10.27.06
Curt Weldon, yet another poster child of GOP corruption
Yep, that’s the GOP in action. These guys simply don’t care about obeying the law. They want to get rich, and if it requires breaking the law, so be it.
Pennsylvania congressman Curt Weldon, under investigation for allegedly trading his influence to get lobbying business for one of his daughters, also has helped corporations that have hired another daughter, a friend and some of his former aides.
Federal Election Commission reports show that within months of Weldon’s advocacy on their behalf, three of these firms and their executives gave more than $95,000 in political contributions to the 10-term Republican.
Most of those donations were made in 2001 and 2002 to an obscure “soft money” account that helped foot unspecified travel expenses for Weldon and his top aide, according to the FEC filings.
Weldon’s financial and lobbying relationships helped cement his rise to power as the vice chairman of the House Armed Services and Homeland Security committees, but now they’ve drawn the FBI’s attention as part of a Justice Department criminal investigation into possible congressional corruption.
Weldon, who’s up for re-election on Nov. 7, has denied any wrongdoing and charged that the FBI investigation is part of a left-wing conspiracy.
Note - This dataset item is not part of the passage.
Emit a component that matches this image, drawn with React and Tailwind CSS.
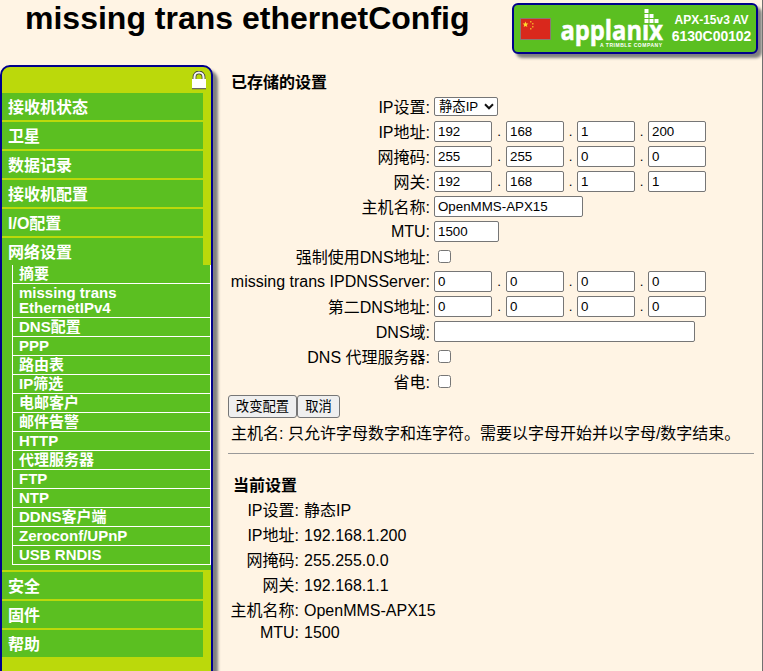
import React from "react";

const topItems = ["接收机状态", "卫星", "数据记录", "接收机配置", "I/O配置"];
const subItems = [
  "摘要",
  "missing trans EthernetIPv4",
  "DNS配置",
  "PPP",
  "路由表",
  "IP筛选",
  "电邮客户",
  "邮件告警",
  "HTTP",
  "代理服务器",
  "FTP",
  "NTP",
  "DDNS客户端",
  "Zeroconf/UPnP",
  "USB RNDIS",
];
const bottomItems = ["安全", "固件", "帮助"];

function Logo() {
  return (
    <svg className="block h-[42px] w-[106px] shrink-0 overflow-visible" viewBox="0 0 106 42" fill="#fff" aria-label="applanix">
      <text x="0.5" y="33.5" fontFamily="'Open Sans', sans-serif" fontWeight="700" fontSize="26" textLength="102.5" lengthAdjust="spacingAndGlyphs" stroke="#fff" strokeWidth="0.5">
        applanıx
      </text>
      <rect x="84.5" y="3" width="4" height="4" />
      <rect x="84.5" y="8" width="4" height="4" />
      <rect x="89.5" y="8" width="4" height="4" />
      <rect x="84.5" y="13" width="4" height="4" />
      <rect x="89.5" y="13" width="4" height="4" />
      <rect x="94.5" y="13" width="4" height="4" />
      <text x="40" y="40.5" fontFamily="'Liberation Sans', sans-serif" fontWeight="700" fontSize="5" textLength="62">
        A TRIMBLE COMPANY
      </text>
    </svg>
  );
}

function Flag() {
  return (
    <svg className="block h-[22px] w-[31px] shrink-0" viewBox="0 0 31 22">
      <rect x="0.5" y="0.5" width="30" height="21" fill="#d9281c" stroke="#8a7a72" />
      <path d="M5.5 3.5l.8 2 2.1.1-1.6 1.4.5 2.1-1.8-1.2-1.8 1.2.5-2.1-1.6-1.4 2.1-.1z" fill="#ffd92e" />
      <g fill="#f3a526">
        <rect x="10" y="3" width="1.5" height="1.5" />
        <rect x="12" y="5" width="1.5" height="1.5" />
        <rect x="12" y="8" width="1.5" height="1.5" />
        <rect x="10" y="10" width="1.5" height="1.5" />
      </g>
    </svg>
  );
}

function Lock() {
  return (
    <svg className="block h-[19px] w-[16px]" viewBox="0 0 16 19">
      <path d="M3.5 9V6a4.5 4.5 0 0 1 9 0v3" fill="none" stroke="#333" strokeWidth="3.6" />
      <path d="M3.5 9V6a4.5 4.5 0 0 1 9 0v3" fill="none" stroke="#f4f4f4" strokeWidth="2.2" />
      <rect x="1" y="8" width="14" height="10" fill="#fff" />
      <rect x="1" y="17.2" width="14" height="1" fill="#444" />
    </svg>
  );
}

function MenuItem({ children }) {
  return (
    <div className="mb-0.5 h-[27px] w-[201px] bg-[#5bbf21] pl-1.5 text-base leading-[29px] font-bold text-white">
      {children}
    </div>
  );
}

function Sidebar() {
  return (
    <nav className="h-[640px] w-[213px] shrink-0 rounded-t-[10px] border-2 border-[#00008b] bg-[#bbd90b] shadow-[5px_5px_3px_#808080]">
      <div className="flex h-[26px] justify-end pt-1 pr-1">
        <Lock />
      </div>
      {topItems.map((t) => (
        <MenuItem key={t}>{t}</MenuItem>
      ))}
      <div className="h-[27px] w-[201px] bg-[#5bbf21] pl-1.5 text-base leading-[29px] font-bold text-white">网络设置</div>
      <div className="mb-0.5 h-[305px] bg-[#5bbf21] pl-2.5">
        <ul className="w-[199px] border-r border-l border-white text-[15px] leading-[15px] font-bold text-white">
          {subItems.map((t) => (
            <li key={t} className="border-b border-white pt-px pr-16 pb-0.5 pl-1.5">
              {t}
            </li>
          ))}
        </ul>
      </div>
      {bottomItems.map((t) => (
        <MenuItem key={t}>{t}</MenuItem>
      ))}
    </nav>
  );
}

function Box({ width, children }) {
  return (
    <div
      className="h-[21px] rounded-[2px] border border-[#767676] bg-white pl-[3px] text-[13.333px] leading-[19px]"
      style={{ width }}
    >
      {children}
    </div>
  );
}

function Octets({ values }) {
  return (
    <div className="flex">
      {values.map((v, i) => (
        <React.Fragment key={i}>
          {i > 0 && <span className={i === 1 ? "w-3.5 text-center text-[13.333px] leading-[21px]" : "w-[13px] text-center text-[13.333px] leading-[21px]"}>.</span>}
          <Box width={58}>{v}</Box>
        </React.Fragment>
      ))}
    </div>
  );
}

function Check() {
  return <div className="ml-1 size-[13px] rounded-[2.5px] border border-[#767676] bg-white" />;
}

function Row({ label, latin, children }) {
  return (
    <div className="flex h-[25px] items-center">
      <div className={latin ? "-mt-px w-[202px] text-right leading-[25px]" : "w-[202px] pt-px text-right leading-[25px]"}>{label}</div>
      <div className="ml-1">{children}</div>
    </div>
  );
}

function Current({ label, value, tight }) {
  return (
    <div className={tight ? "flex h-[25px] leading-[20px]" : "flex h-[25px] leading-[25px]"}>
      <div className="w-[71px] text-right">{label}</div>
      <div className="ml-[5px]">{value}</div>
    </div>
  );
}

function Button({ width, children }) {
  return (
    <button
      className="h-[23px] rounded-[3px] border border-[#767676] bg-[#efefef] text-center text-[13.333px] leading-[22px] whitespace-nowrap"
      style={{ width }}
    >
      {children}
    </button>
  );
}

export default function App() {
  return (
    <div className="flex h-[671px] w-[763px] flex-col overflow-hidden border-r border-[#707070] bg-[#fff4e4] font-['Liberation_Sans','Noto_Sans_CJK_SC',sans-serif] text-base text-black">
      <header className="flex h-[65px] shrink-0 justify-between pr-1">
        <h1 className="pl-[25px] text-[32px] leading-[36px] font-bold whitespace-nowrap">missing trans ethernetConfig</h1>
        <div className="mt-[3px] flex h-[51px] w-[246px] rounded-[6px] border-2 border-[#00008b] bg-[#5bbf21] pl-[6px] shadow-[4px_4px_3px_#808080]">
          <div className="mt-[13px]">
            <Flag />
          </div>
          <div className="mt-px ml-[9px]">
            <Logo />
          </div>
          <div className="ml-[5px] w-[81px] pt-[7px] text-center font-bold whitespace-nowrap text-white">
            <div className="text-[12px] leading-4">APX-15v3 AV</div>
            <div className="text-[14px] leading-4 tracking-[-0.05px]">6130C00102</div>
          </div>
        </div>
      </header>
      <div className="flex min-h-0 flex-1">
        <Sidebar />
        <main className="ml-[15px] w-[526px] pt-[5px]">
          <h2 className="h-6 pl-[3px] text-base leading-[26px] font-bold">已存储的设置</h2>
          <Row label="IP设置:">
            <div className="flex h-[19px] w-16 items-center justify-between rounded-[2px] border border-[#767676] bg-white pr-[3px] pl-1 text-[13.333px] leading-[17px]">
              <span>静态IP</span>
              <svg className="h-[7px] w-[10px]" viewBox="0 0 10 7" fill="none" stroke="#111" strokeWidth="2">
                <path d="M1 1.3l4 4 4-4" />
              </svg>
            </div>
          </Row>
          <Row label="IP地址:"><Octets values={["192", "168", "1", "200"]} /></Row>
          <Row label="网掩码:"><Octets values={["255", "255", "0", "0"]} /></Row>
          <Row label="网关:"><Octets values={["192", "168", "1", "1"]} /></Row>
          <Row label="主机名称:"><Box width={149}>OpenMMS-APX15</Box></Row>
          <Row label="MTU:" latin><Box width={65}>1500</Box></Row>
          <Row label="强制使用DNS地址:"><Check /></Row>
          <Row label="missing trans IPDNSServer:" latin><Octets values={["0", "0", "0", "0"]} /></Row>
          <Row label="第二DNS地址:"><Octets values={["0", "0", "0", "0"]} /></Row>
          <Row label="DNS域:"><Box width={261} /></Row>
          <Row label="DNS 代理服务器:"><Check /></Row>
          <Row label="省电:"><Check /></Row>
          <div className="mt-px flex">
            <Button width={69}>改变配置</Button>
            <Button width={43}>取消</Button>
          </div>
          <p className="mt-[3px] h-6 pl-[3px] leading-[26px] whitespace-nowrap">主机名: 只允许字母数字和连字符。需要以字母开始并以字母/数字结束。</p>
          <hr className="mt-2 border-t border-[#999]" />
          <h2 className="mt-5 h-6 pl-[5px] text-base leading-6 font-bold">当前设置</h2>
          <Current label="IP设置:" value="静态IP" />
          <Current label="IP地址:" value="192.168.1.200" />
          <Current label="网掩码:" value="255.255.0.0" />
          <Current label="网关:" value="192.168.1.1" />
          <Current label="主机名称:" value="OpenMMS-APX15" />
          <Current label="MTU:" value="1500" tight />
        </main>
      </div>
    </div>
  );
}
He’s expressed confidence that he will be cleared. His lawyer, William Winning of Philadelphia, did not respond to phone messages for comment.
It’s often difficult to tell where Weldon’s official business ends and his family’s and friends’ personal business begins:
- Weldon’s younger daughter, Kimberly, worked part time in 2003 for one of her older sister’s lobbying clients, a foundation run by the family of two Serbian brothers for whom Weldon tried to help obtain U.S. visas. She now works for an Italian defense company that got Weldon’s help in trying to reverse a Navy decision to buy deck guns from a U.S. competitor.
- Pennsylvania real estate agent Cecilia Grimes, who says she’s a longtime family friend of Weldon, became a lobbyist in 2003 and has since landed at least 10 clients, several of whom Weldon has helped.
- On May 26, 2002, the president of International Engineering & Manufacturing Ltd., which owns a 26,000-square-foot plant in Glenolden, Pa., in Weldon’s district, hailed the congressman as his company’s “champion,” a month after the firm’s parent, a Virginia lobbying group, hired Weldon’s chief of staff. The two companies have been Weldon’s biggest campaign donors over the last six years. Read the rest of this entry »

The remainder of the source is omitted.